**Exercise prompt**
Print the listing in its entirety and exactly, leaving out images.

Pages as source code
○ ○ ○

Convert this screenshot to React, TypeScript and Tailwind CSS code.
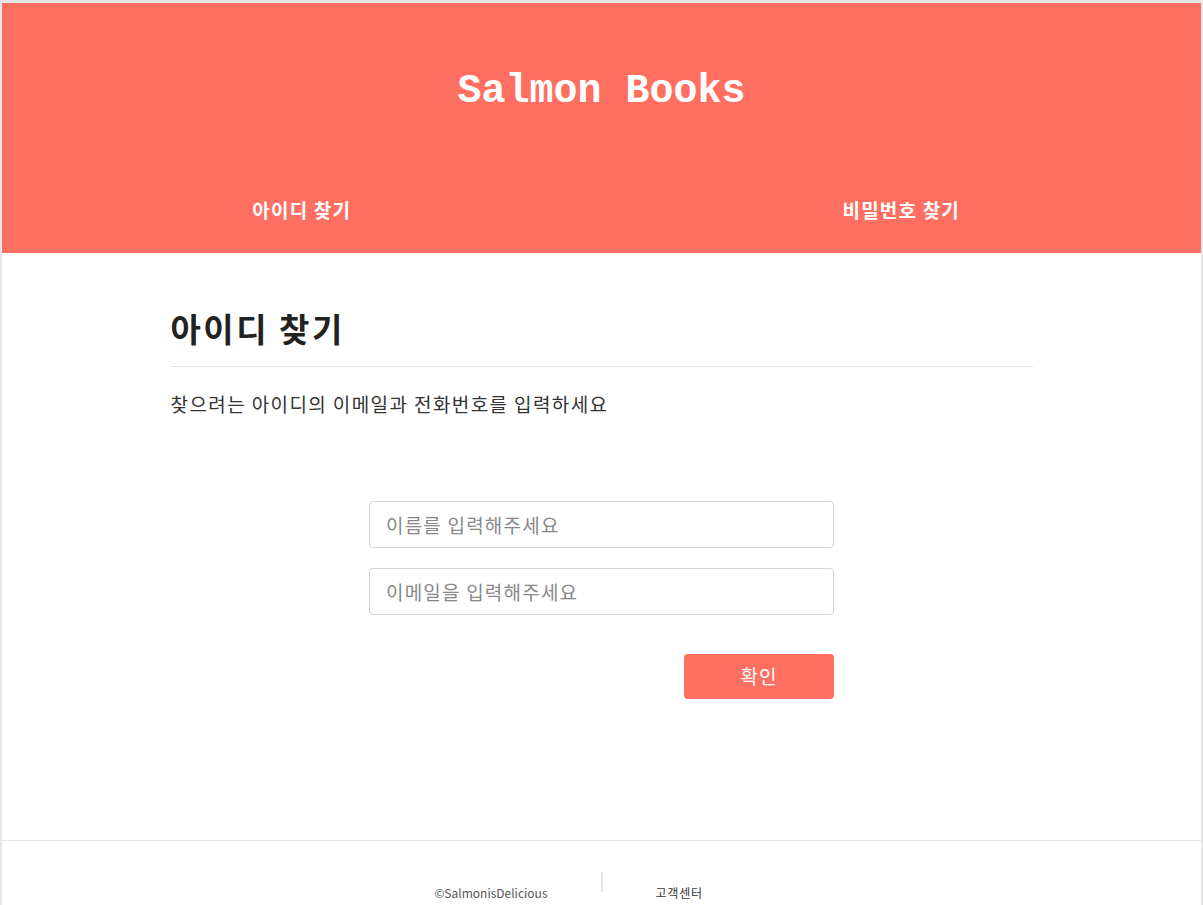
import React, { useState } from 'react'

const kr = "font-['Noto_Sans_CJK_KR','Noto_Sans',sans-serif]"

export default function App() {
  const [form, setForm] = useState({ name: '', email: '' })

  const handleChange = (e: React.ChangeEvent<HTMLInputElement>) => {
    const { name, value } = e.target
    setForm(prev => ({ ...prev, [name]: value }))
  }

  return (
    <div className={`min-h-[905px] bg-[#e6e6e6] pt-[3px] px-[2px] ${kr}`}>
      <div className="bg-white min-h-[902px] flex flex-col">
        {/* header */}
        <header className="bg-[#ff6f61] h-[250px] flex flex-col">
          <div className="h-[170px] flex items-center justify-center pt-[8px]">
            <h1 className="text-white text-[40px] font-bold font-['Liberation_Mono','Courier_New',monospace]">Salmon Books</h1>
          </div>
          <nav className="h-[74px] grid grid-cols-2">
            <a className="flex items-center justify-center text-white text-[19px] font-bold tracking-[1.2px]">아이디 찾기</a>
            <a className="flex items-center justify-center text-white text-[19px] font-bold tracking-[1.2px]">비밀번호 찾기</a>
          </nav>
        </header>

        {/* content */}
        <main className="w-[862px] mx-auto pt-[53px] h-[587px]">
          <h2 className="text-[33px] font-bold text-[#222] leading-[44px] tracking-[2.5px]">아이디 찾기</h2>
          <div className="mt-[16px] border-t border-[#e4e4e4]" />
          <p className="mt-[23px] text-[19px] text-[#333] leading-[28px] tracking-[1.4px]">찾으려는 아이디의 이메일과 전화번호를 입력하세요</p>

          <form className="w-[465px] mx-auto mt-[83px] flex flex-col gap-[20px]" onSubmit={e => e.preventDefault()}>
            <input
              name="name"
              value={form.name}
              onChange={handleChange}
              placeholder="이름를 입력해주세요"
              className="h-[47px] px-[16px] border border-[#d4d4d8] rounded-[4px] text-[19px] tracking-[1.2px] text-[#333] placeholder:text-[#888] outline-none"
            />
            <input
              name="email"
              value={form.email}
              onChange={handleChange}
              placeholder="이메일을 입력해주세요"
              className="h-[47px] px-[16px] border border-[#d4d4d8] rounded-[4px] text-[19px] tracking-[1.2px] text-[#333] placeholder:text-[#888] outline-none"
            />
            <div className="flex justify-end mt-[19px]">
              <button type="submit" className="w-[150px] h-[45px] bg-[#ff6f61] rounded-[4px] text-white text-[19px] tracking-[1px]">확인</button>
            </div>
          </form>
        </main>

        {/* footer */}
        <footer className="border-t border-[#e4e4e4] h-[62px] flex justify-center pt-[31px]">
          <div className="w-[140px] text-right pr-[15px] pt-[12px] text-[12px] text-[#555]">©SalmonisDelicious</div>
          <div className="w-[2px] h-[20px] bg-[#e4e4e4] mx-[38px]" />
          <div className="w-[140px] pl-[15px] pt-[12px] text-[12px] text-[#333] tracking-[0.8px]">고객센터</div>
        </footer>
      </div>
    </div>
  )
}
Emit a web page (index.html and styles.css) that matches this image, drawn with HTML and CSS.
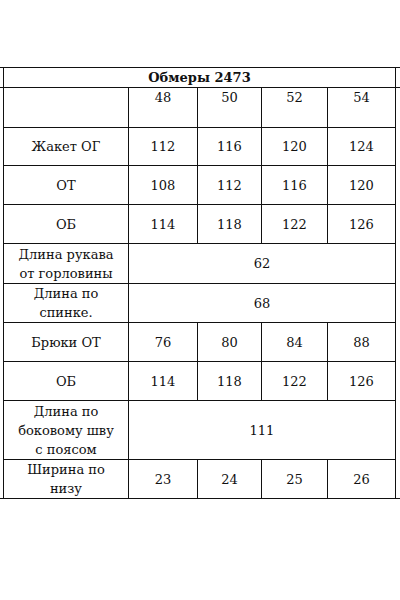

○ ○ ○

**Answer in full**
Convert this screenshot to React, TypeScript and Tailwind CSS code.
import React, { useState } from 'react'

const kr = "font-['Noto_Sans_CJK_KR','Noto_Sans',sans-serif]"

export default function App() {
  const [form, setForm] = useState({ name: '', email: '' })

  const handleChange = (e: React.ChangeEvent<HTMLInputElement>) => {
    const { name, value } = e.target
    setForm(prev => ({ ...prev, [name]: value }))
  }

  return (
    <div className={`min-h-[905px] bg-[#e6e6e6] pt-[3px] px-[2px] ${kr}`}>
      <div className="bg-white min-h-[902px] flex flex-col">
        {/* header */}
        <header className="bg-[#ff6f61] h-[250px] flex flex-col">
          <div className="h-[170px] flex items-center justify-center pt-[8px]">
            <h1 className="text-white text-[40px] font-bold font-['Liberation_Mono','Courier_New',monospace]">Salmon Books</h1>
          </div>
          <nav className="h-[74px] grid grid-cols-2">
            <a className="flex items-center justify-center text-white text-[19px] font-bold tracking-[1.2px]">아이디 찾기</a>
            <a className="flex items-center justify-center text-white text-[19px] font-bold tracking-[1.2px]">비밀번호 찾기</a>
          </nav>
        </header>

        {/* content */}
        <main className="w-[862px] mx-auto pt-[53px] h-[587px]">
          <h2 className="text-[33px] font-bold text-[#222] leading-[44px] tracking-[2.5px]">아이디 찾기</h2>
          <div className="mt-[16px] border-t border-[#e4e4e4]" />
          <p className="mt-[23px] text-[19px] text-[#333] leading-[28px] tracking-[1.4px]">찾으려는 아이디의 이메일과 전화번호를 입력하세요</p>

          <form className="w-[465px] mx-auto mt-[83px] flex flex-col gap-[20px]" onSubmit={e => e.preventDefault()}>
            <input
              name="name"
              value={form.name}
              onChange={handleChange}
              placeholder="이름를 입력해주세요"
              className="h-[47px] px-[16px] border border-[#d4d4d8] rounded-[4px] text-[19px] tracking-[1.2px] text-[#333] placeholder:text-[#888] outline-none"
            />
            <input
              name="email"
              value={form.email}
              onChange={handleChange}
              placeholder="이메일을 입력해주세요"
              className="h-[47px] px-[16px] border border-[#d4d4d8] rounded-[4px] text-[19px] tracking-[1.2px] text-[#333] placeholder:text-[#888] outline-none"
            />
            <div className="flex justify-end mt-[19px]">
              <button type="submit" className="w-[150px] h-[45px] bg-[#ff6f61] rounded-[4px] text-white text-[19px] tracking-[1px]">확인</button>
            </div>
          </form>
        </main>

        {/* footer */}
        <footer className="border-t border-[#e4e4e4] h-[62px] flex justify-center pt-[31px]">
          <div className="w-[140px] text-right pr-[15px] pt-[12px] text-[12px] text-[#555]">©SalmonisDelicious</div>
          <div className="w-[2px] h-[20px] bg-[#e4e4e4] mx-[38px]" />
          <div className="w-[140px] pl-[15px] pt-[12px] text-[12px] text-[#333] tracking-[0.8px]">고객센터</div>
        </footer>
      </div>
    </div>
  )
}
Emit a web page (index.html and styles.css) that matches this image, drawn with HTML and CSS.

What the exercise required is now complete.